Once our design file has been parsed (either procedure-driven or BNF-driven, we don't care), there is sometimes a little more work to acomplish on the parse tree. It may be verifying consistency of the whole, as checking existence of each class referenced as association or parent. It may also be reorganizing the graph differently, so as to simplify tasks of source code generation. We call it decorating the parse tree in the CodeWorker vocabulary.

The next script proposes to check the existence of each class specifier types and to keep a reference to the node that describes this class specifier. Some nodes change their nature (myClass.parent becomes a reference to the parent node, for example), some other are added (for object types, the new node myType.class keeps a reference to the class):

      // file "GettingStarted/TreeDecoration.cws":
      1 foreach myClass in project.listOfClasses {
      2     if myClass.parent {
      3         if !findElement(myClass.parent, project.listOfClasses)
      4             error("class '" + myClass.parent + "' doesn't exist while class '"
      5                   + myClass.name + "intends to inherit from it");
      6         ref myClass.parent = project.listOfClasses[myClass.parent];
      7     }
      8     foreach myAttribute in myClass.listOfAttributes {
      9         local myType;
      10         ref myType = myAttribute.type;
      11         if myType.isObject {
      12             if !findElement(myType.name, project.listOfClasses)
      13                 error("class '" + myType.name + "' doesn't exist while attribute '"
      14                       + myClass.name + "::" + myAttribute.name + "' refers to it");
      15             ref myType.class = project.listOfClasses[myType.name];
      16         }
      17     }
      18     foreach myMethod in myClass.listOfMethods {
      19         if existVariable(myMethod.type) && myMethod.type.isObject {
      20             localref myType = myMethod.type;
      21             if !findElement(myType.name, project.listOfClasses)
      22                 error("class '" + myType.name + "' doesn't exist while method '"
      23                       + myClass.name + "::" + myMethod.name + "' refers to it");
      24             ref myType.class = project.listOfClasses[myType.name];
      25         }
      26         foreach myParameter in myMethod.listOfParameters {
      27             localref myType = myParameter.type;
      28             if myType.isObject {
      29                 if !findElement(myType.name, project.listOfClasses)
      30                     error("class '" + myType.name
      31                           + "' doesn't exist while method '"
      32                           + myClass.name + "::" + myMethod.name
      33                           + "' refers to it");
      34                 ref myType.class = project.listOfClasses[myType.name];
      35             }
      36         }
      37     }
      38 }

line 1: we iterate all classes,
line 2: if field parent is filled, we check its existence and then, we change it as a reference to the parent class,
line 8: we iterate all attributes of each class,
line 11: only object attributes are interesting,
line 12: check whether the class exists or not into the array node that contains all classes: does the key myType.name exist as an array entry of node project.listOfClasses?
line 15: to optimize navigating into the parse tree later, we keep a reference to the class into new node myType.class,
line 18: we iterate all methods of each class,
line 26: we iterate all parameters of each method,
Now, we dispose of a parsing script that loads well-formed Simple-Modeling designs, and a script that decorates the parse tree.
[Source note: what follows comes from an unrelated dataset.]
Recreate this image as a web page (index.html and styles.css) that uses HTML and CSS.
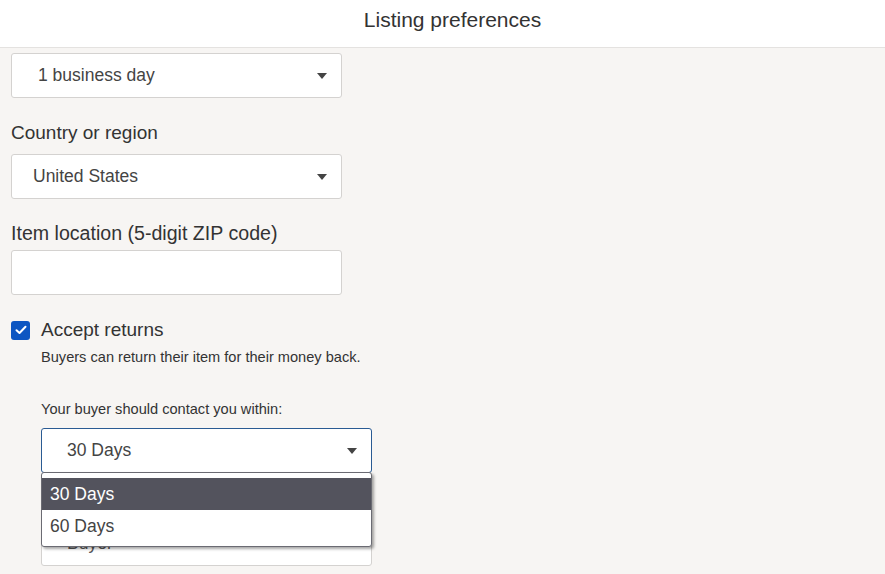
FILE: index.html
```html
<!DOCTYPE html>
<html>
<head>
<meta charset="utf-8">
<link rel="stylesheet" href="styles.css">
</head>
<body>
<header class="header"><h1 class="title">Listing preferences</h1></header>
<main class="content">
  <div class="select w330 first"><span class="val v1">1 business day</span><span class="caret"></span></div>
  <label class="label">Country or region</label>
  <div class="select w330"><span class="val v2">United States</span><span class="caret"></span></div>
  <label class="label label-tight">Item location (5-digit ZIP code)</label>
  <div class="select w330 input"></div>
  <div class="check-row">
    <span class="checkbox"><svg width="12" height="10" viewBox="0 0 12 10"><path d="M1.5 5.2 L4.5 8 L10.5 1.8" fill="none" stroke="#fff" stroke-width="2" stroke-linecap="round" stroke-linejoin="round"/></svg></span>
    <span class="check-label">Accept returns</span>
  </div>
  <div class="indent">
    <p class="hint">Buyers can return their item for their money back.</p>
    <p class="small-label">Your buyer should contact you within:</p>
    <div class="dd-wrap">
      <div class="select w330 focused"><span class="val v3">30 Days</span><span class="caret"></span></div>
      <div class="behind"><div class="select w330 back"><span class="val v3">Buyer</span></div></div>
      <ul class="menu">
        <li class="opt active">30 Days</li>
        <li class="opt">60 Days</li>
      </ul>
    </div>
  </div>
</main>
</body>
</html>
```
FILE: styles.css
```css
html, body { margin: 0; padding: 0; }
body {
  font-family: "Liberation Sans", Arial, sans-serif;
  background: #f7f5f3;
  color: #333;
  width: 885px;
  height: 574px;
  overflow: hidden;
}
.header {
  height: 47px;
  background: #fff;
  border-bottom: 1px solid #e4e2e0;
  display: flex;
  align-items: center;
  justify-content: center;
  padding-left: 20px;
}
.title {
  margin: 0;
  font-size: 21px;
  font-weight: normal;
  color: #333;
  position: relative;
  top: -13px;
  margin-top: 18px;
}
.content { padding: 5px 0 0 11px; }
.select {
  box-sizing: border-box;
  height: 45px;
  background: #fff;
  border: 1px solid #d4d2d0;
  border-radius: 3px;
  display: flex;
  align-items: center;
  position: relative;
}
.w330 { width: 331px; }
.val { font-size: 17.5px; color: #444; }
.v1 { padding-left: 26px; }
.v2 { padding-left: 21px; }
.v3 { padding-left: 25px; }
.caret {
  position: absolute;
  right: 14px;
  top: 19px;
  width: 0; height: 0;
  border-left: 5px solid transparent;
  border-right: 5px solid transparent;
  border-top: 6px solid #444;
}
.label {
  display: block;
  font-size: 19px;
  color: #333;
  margin: 24px 0 10px;
  line-height: 22px;
}
.label-tight { margin: 23px 0 6px; font-size: 19.6px; }
.check-row { display: flex; align-items: center; margin-top: 24px; height: 22px; }
.checkbox {
  box-sizing: border-box;
  width: 19px; height: 19px;
  background: #0d56c2;
  border-radius: 3px;
  display: flex; align-items: center; justify-content: center;
  margin-right: 11px;
}
.check-label { font-size: 19px; color: #333; }
.indent { padding-left: 30px; }
.hint { margin: 7px 0 0; font-size: 14.6px; line-height: 18px; color: #333; }
.small-label { margin: 34px 0 10px; font-size: 14.6px; line-height: 18px; color: #333; }
.dd-wrap { position: relative; }
.focused { border-color: #2a5b93; }
.behind { padding-top: 48px; }
.back .val { color: #555; }
.menu {
  position: absolute;
  left: 0; top: 44px;
  box-sizing: border-box;
  width: 331px;
  margin: 0;
  padding: 5px 0 4px;
  list-style: none;
  background: #fff;
  border: 1px solid #6b6b73;
  border-radius: 3px;
  box-shadow: 2px 2px 3px rgba(0,0,0,0.35);
}
.opt {
  height: 32px;
  line-height: 32px;
  padding-left: 8px;
  font-size: 17.5px;
  color: #444;
}
.opt.active { background: #53535d; color: #fff; }
```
It is time to write a leader script that will take in charge calling tasks of parsing, tree decoration and source code generation:

CodeWorker command line to execute:
-I Scripts/Tutorial/GettingStarted -define DESIGN_FILE=SolarSystem0.sml -script LeaderScript0.cws

      // file "GettingStarted/LeaderScript0.cws":
      1 if !getProperty("DESIGN_FILE")
      2     error("'-define DESIGN_FILE=file' expected on the command line");
      3 traceLine("'Simple Modeling' design file to parse = \""
      4           + getProperty("DESIGN_FILE") + "\"");
      5 parseAsBNF("SimpleML-parsing.cwp",
      6            project, getProperty("DESIGN_FILE"));
      7 #include "TreeDecoration.cws"

line 1: we expect the design as a file that conforms to our Simple-Modeling Language ; the file name is given to the definition preprocessor DESIGN_FILE on the command line by typing -define DESIGN_FILE=SolarSystem0.sml,
line 5: the file is parsed thanks to our previous BNF script,
line 7: the source code for decorating tree is included here, and its content will be executed just after the parsing,

13 Generating code

A script that is intended to source code generation is called a pattern script in the CodeWorker vocabulary. The output file is rewritten completely after the protected areas of user's source code have been preserved.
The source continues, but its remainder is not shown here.